基礎をえぐられながらも残った公衆便所(写真5)
慰霊碑(写真6)
海岸の堤防(写真7)

昨年の3月11日の午後2時48分、私は午後1時から本社の4階で行われていた「現場NOTE」導入プロジェクト会議に最初の1時間だけ出席してから、2階の自席で仕事をしていた。大きな揺れは感じたが、近所のビルの解体作業がその時だけ特に激しかったのだろうと思っていた。富山県では全く被害が無かったが、私がこの時間に出張や旅行で東北地方に出かけていてこの大震災にあった可能性が全くないとは言い切れないと思うことがある。実際、車で仕事に出かけていて、迫り来る津波から命からがら逃げた人のニュースを聞くと、私を含め被害にあわなかった全国の人々は、たまたま地震の影響をさほど受けない安全な場所にいて、たまたま生き残ったと思えて仕方が無い。

 大震災から一周年を迎えるに当たって、3月に入ってから連日テレビや新聞は被災地の様子を報道したが、見るたびに読むたびに、被災地でこんなにも悲惨な出来事があったのかと思った。また、未だに精神的にも経済的にも厳しい生活が続いていることに、何とも言えない悲しさに襲われた。
そして、自分の想像力の無さに愕然となった。

 生き延びたのに仮設住宅で自殺した50代の女性。4歳の息子を失い自殺を考える日々を送る女性と、娘であるその女性を見守る自らも妻を失った私くらいの年齢の父親。それまでの地域のつながりを失った仮設住宅での生活で、引きこもりになったお年寄り。両親を亡くした孫を育てながら、当初は死にたいと思っていたのが、今ではあと10年あと15年、いや90歳まで生きてひ孫の顔を見たいと話すおばあちゃん。そんな話を見聞きするたびにティッシュペーパーに手を伸ばし、そんな状況が生まれるであろうことに想像が及ばない自分、毎日「今日の昼は何を食べようか?」、「今夜はすき焼きが良いな」などと気楽なことを考えながら生きている自分を恥ずかしく思った。
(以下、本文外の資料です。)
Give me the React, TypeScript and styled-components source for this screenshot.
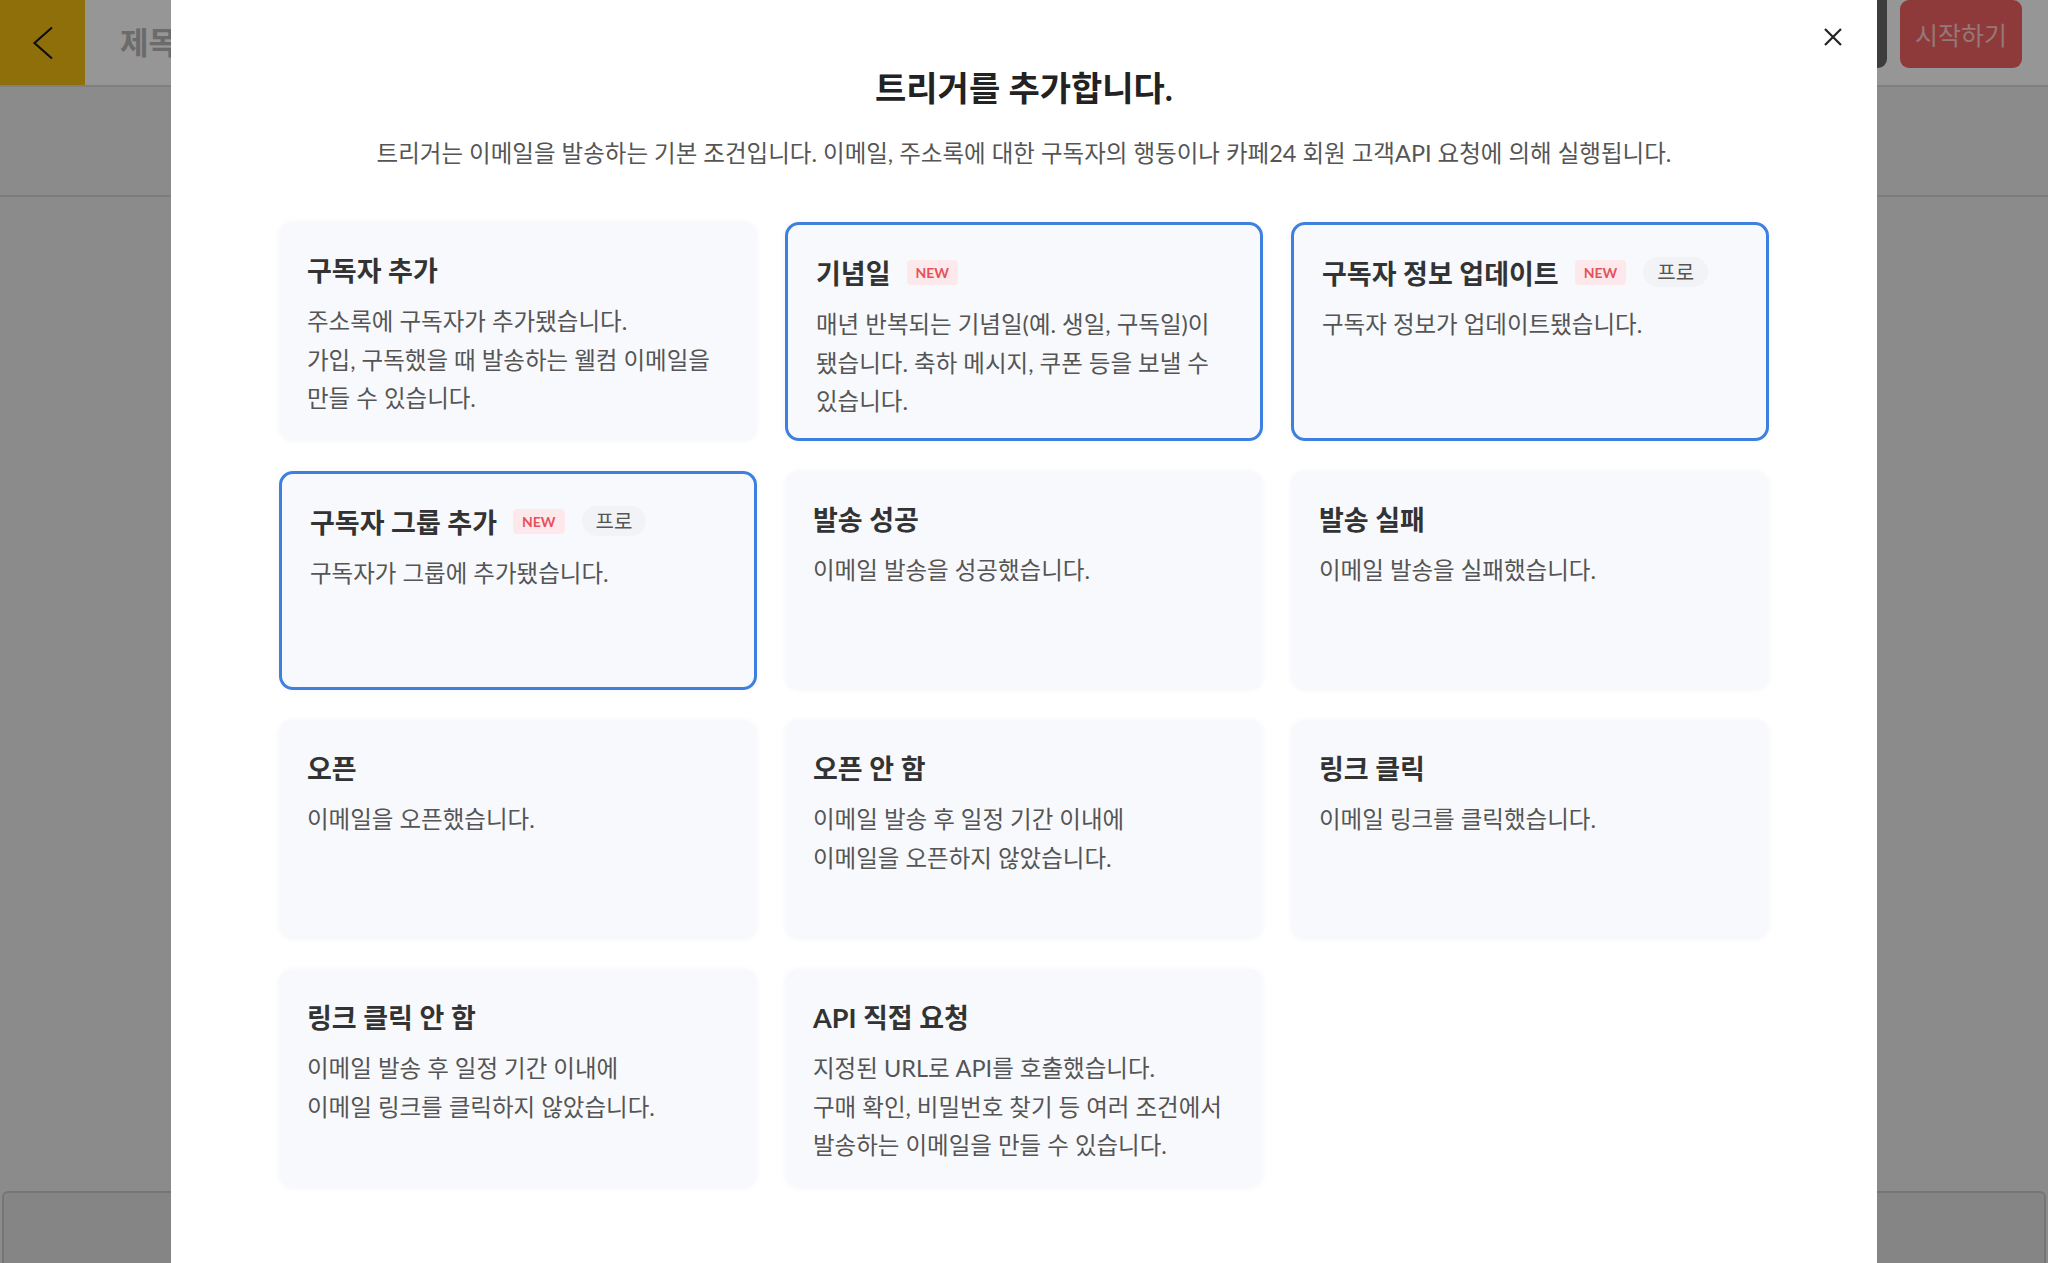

 日本人は忘れっぽい国民だといわれ、私自身もその傾向が強いが、2万人近くもの死者、行方不明者を出した東日本大震災は、死ぬまで絶対に忘れてはいけないと思っている。この大震災で亡くなった方々、被災されて厳しい生活を送っておられる方々のことを忘れることなく、自分の人生の責務は何か、その責務をどのように果たせばよいかを考えながら生きていきたい。

津波で被災した閖上(ゆりあげ)中学校
いつか復興して、この地で生徒達が会える日が来ることを願います。